Emir Sultan ile Hundi Fatma Sultan'ın evlenmelerine karar verilince Fatma Sultan, kendi el işlemesi gömlek ve çamaşırları Harem Ağası ile Emir Sultan'a gönderdi. Emir Sultan bohça geldiği zaman bir odada mangal yakmış, öğrencileri ile sohbet etmekte idi. Bohçayı alıp bir kenara bırakan, sonra da açıp içinden bir mendil alan Emir Sultan; mendilin içine birkaç köz parçası koyup mendili kapadı. Tebessüm ederek Harem Ağası'na: 

'Valide Sultan'a selam söyleyiniz. Biz fakir dervişlerin sultanlara hediyesi ancak böyle köz parçası olur. Kabul etmelerini arz ederim.' dedi.

Harem ağası mendili açıp açmamakta tereddüt edip kendisini zor tuttu. Valide Sultan'a teslim edilen mendilden ateş taneleri değil, gözleri kamaştıran elmas parçaları çıktı. Bu durumun Emir Sultan'ın kerameti olduğu anlaşıldı.

Sonunda Devlet Hatun'un izni, Molla Fenari'nin kıydığı nikahla iki genç dünya evine girerler. Bu işten rahatsız olan gönlü karalar, yemez içmez, haberi Yıldırım Beyazid'e ulaştırırlar. Bayezid Han, zehir gibi bir öfkeye kapılır. Öz kızı, nasıl kendisinden izin almaksızın evlenebilmiştir? Ve hiç düşünmeden kararını verir, Emir Sultan ve kızı cezalandırılacaktır. Bunun için Bursa'ya Süleyman Paşa kumandasında tepeden tırnağa silahlı kırık sipahi gönderir. 

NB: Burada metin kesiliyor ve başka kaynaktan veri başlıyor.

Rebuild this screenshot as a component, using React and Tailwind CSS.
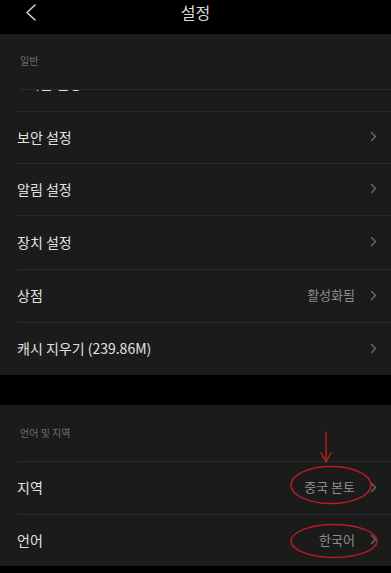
import React from 'react';

const font = "font-['Noto_Sans_CJK_KR','Noto_Sans',sans-serif]";

const Chevron = () => (
  <svg width="7" height="11" viewBox="0 0 7 11" className="shrink-0">
    <path d="M1.5 1.5 L5.5 5.5 L1.5 9.5" fill="none" stroke="#6b6b6b" strokeWidth="1.4" strokeLinecap="round" strokeLinejoin="round" />
  </svg>
);

const Row = ({ label, value, h = 'h-[53px]' }) => (
  <div className={`ml-[17px] ${h} border-t border-[#2b2b2b] flex items-center justify-between pr-[14px] pb-[2px]`}>
    <span className="text-[14px] leading-[20px] text-[#e2e2e2]">{label}</span>
    <div className="flex items-center gap-[15px]">
      {value && <span className="text-[13px] leading-[20px] text-[#8c8c8c]">{value}</span>}
      <Chevron />
    </div>
  </div>
);

const generalRows = [
  { label: '보안 설정', h: 'h-[52px]' },
  { label: '알림 설정', h: 'h-[52px]' },
  { label: '장치 설정', h: 'h-[54px]' },
  { label: '상점', value: '활성화됨' },
  { label: '캐시 지우기 (239.86M)' },
];

export default function App() {
  return (
    <div className={`relative w-[391px] h-[573px] bg-black overflow-hidden ${font}`}>
      {/* 상단 바 */}
      <div className="relative h-[34px] flex justify-center">
        <svg width="14" height="20" viewBox="0 0 14 20" className="absolute left-[24px] top-[3px]">
          <path d="M11 2 L3 9.5 L11 17" fill="none" stroke="#cfcfcf" strokeWidth="1.6" strokeLinecap="round" strokeLinejoin="round" />
        </svg>
        <span className="text-[16px] leading-[24px] text-[#dedede]">설정</span>
      </div>

      {/* 일반 */}
      <div className="bg-[#1b1b1b]">
        <div className="h-[55px] pl-[20px] pt-[20px]">
          <span className="block text-[10px] leading-[14px] text-[#6e6e6e]">일반</span>
        </div>
        <div className="ml-[19px] h-[22px] border-t border-[#2b2b2b] overflow-hidden pr-[36px]">
          <div className="-mt-[17px] flex justify-between text-[14px] leading-[20px]">
            <span className="pl-[8px] text-[#e2e2e2]">기본 설정 ·</span>
            <span className="text-[13px] text-[#8c8c8c]">기본</span>
          </div>
        </div>
        {generalRows.map((r) => (
          <Row key={r.label} label={r.label} value={r.value} h={r.h} />
        ))}
      </div>

      <div className="h-[30px]" />

      {/* 언어 및 지역 */}
      <div className="bg-[#1b1b1b]">
        <div className="h-[56px] pl-[20px] pt-[21px]">
          <span className="block text-[10px] leading-[14px] text-[#6e6e6e]">언어 및 지역</span>
        </div>
        <Row label="지역" value="중국 본토" />
        <Row label="언어" value="한국어" h="h-[52px]" />
      </div>

      {/* 빨간 표시 */}
      <svg width="391" height="573" className="absolute inset-0 pointer-events-none">
        <g fill="none" stroke="#b51d26" strokeWidth="1.5" strokeLinecap="round">
          <path d="M326 432 L326 462" />
          <path d="M321 453 L326 462 L331 453" />
          <ellipse cx="331" cy="485" rx="40" ry="18.5" />
          <ellipse cx="334" cy="541" rx="43" ry="16.5" />
        </g>
      </svg>
    </div>
  );
}
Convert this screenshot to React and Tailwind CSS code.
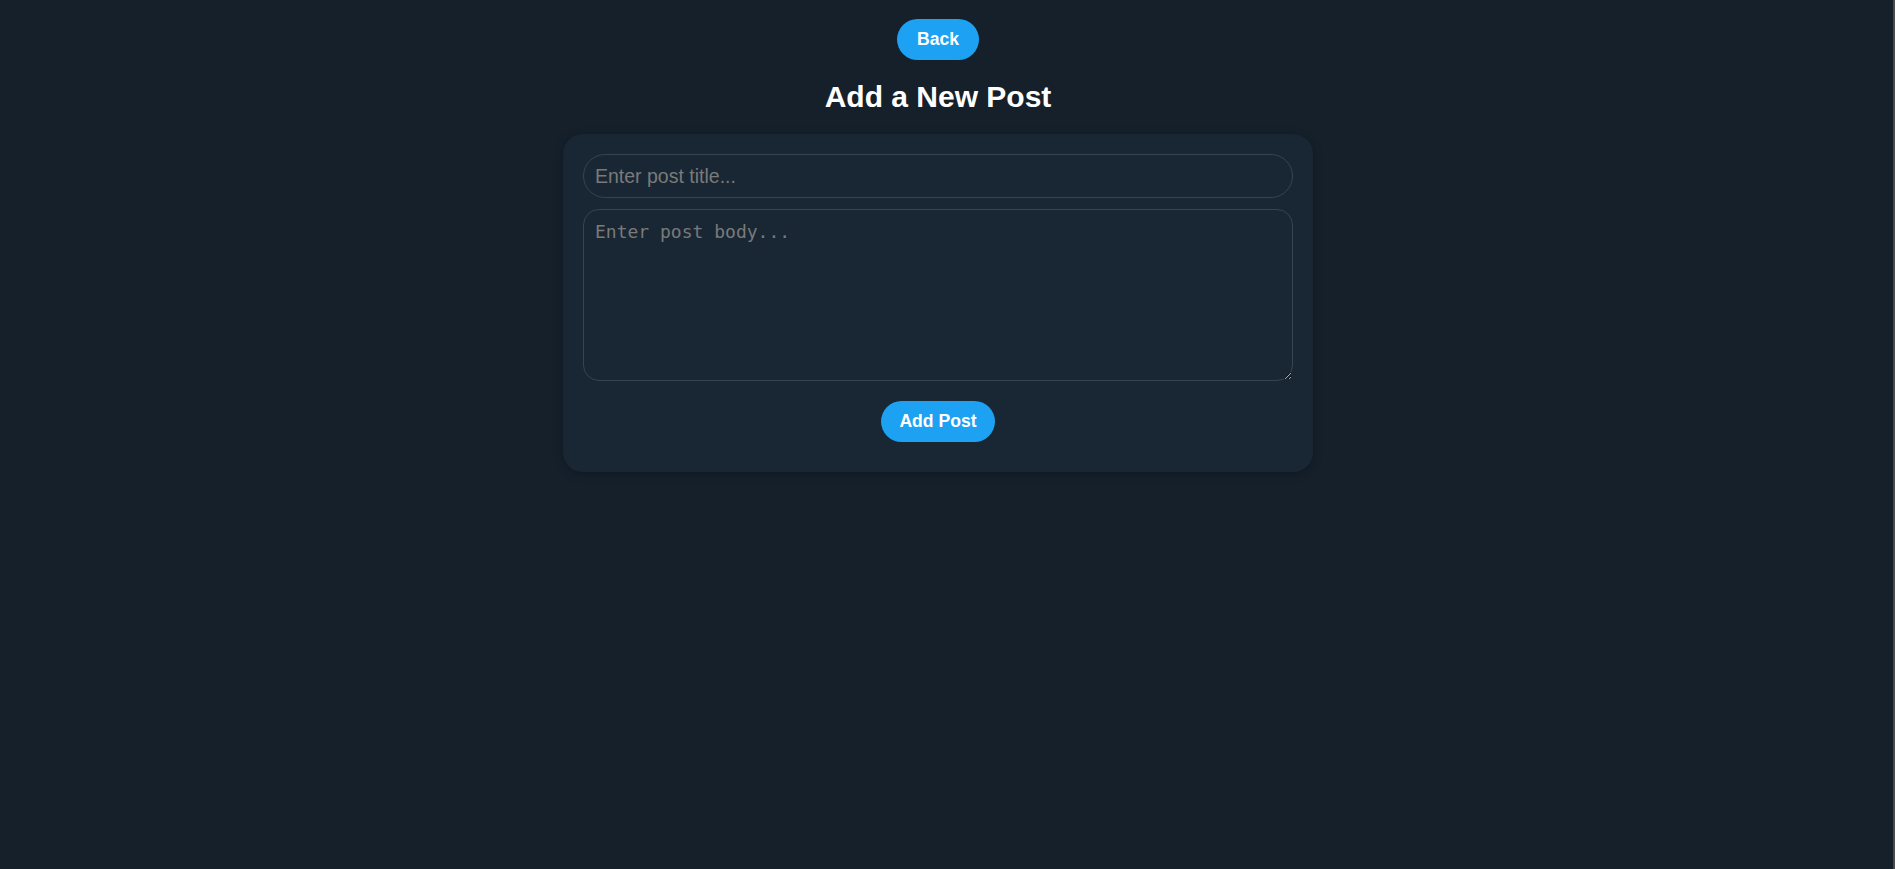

Süleyman Paşa, Bursa'ya gelince Valide Sultan'dan onları istese de alamaz, kırk asker saraya saldırır. Emir Sultan bu hali görünce çaresiz, besmele çekip tek bir ayet okur. (Yasin Suresi 29) O anda kırk sipahi kadid (etleri dökülmüş, kemik kalmış iskelet) olur. Kadid olan kırk yiğidin cenaze namazlarını Molla Fenari'nin kıldırdığı ve kadidler kubbesine gömüldükleri söylenir. Derler ki Bursa'da 'Kadidler Semti' adını bu olaydan alır.

Molla Fenari, Yıldırım Bayezid'e padişahın Emir Sultan'ın ve kızı Hundi Fatma Sultan'ın öldürülmesi için Bursa'ya asker gönderdiğini duyduğu gibi bir mektup yazar. Emir Sultan'ı tanıtan ve anlatan, dini alıntılar içeren bir mektuptur. Emir Sultan'ın kerametini ve kırk kadidi anlatır. 

Molla Fenari'nin mektubu Yıldırım Bayezid'in eline bir kale kuşatması sırasında geçti. Emir Buhari'ye öfkesi kalmamıştı; fakat bir başka öfke ile kükremekteydi. Zira kale bir türlü düşmüyordu. Yeniçeriler ve sipahiler arasında ümitsizlik alametleri belirmeye başlamıştı ki bir sabah, kale kapısının açıldığını görürler. Açan 20-25 yaşlarında bir delikanlıdır ve onu Yıldırım Bayezid ve beraberindeki bazı askerler de görmüşlerdir. Zaferden sonra Yıldırım, o gencin bulunmasını emrederse de bütün aramalar sonuçsuz kalır. Yer yarılmışmıştır da içine girmiştir sanki. 

Yıldırım Bayezid ordusuyla Bursa'ya döndüğünde, şehrin ileri gelenleri tarafından karşılanır. Aralarında Emir Sultan da vardır. Hayret, işte kale kapısını açan genç burada, karşısında durmaktadır. Yıldırım Bayezid, heyecanla ürperir. Üstelik bu gencin damadı Emir Buhari olduğunu öğrenince O'nu öldürtmek istediğini düşünerek büsbütün şaşkınlığa düşer. Molla Fenari'nin mektubuyla içinde uyanan sevgi, şimdi bir kat daha artmıştır."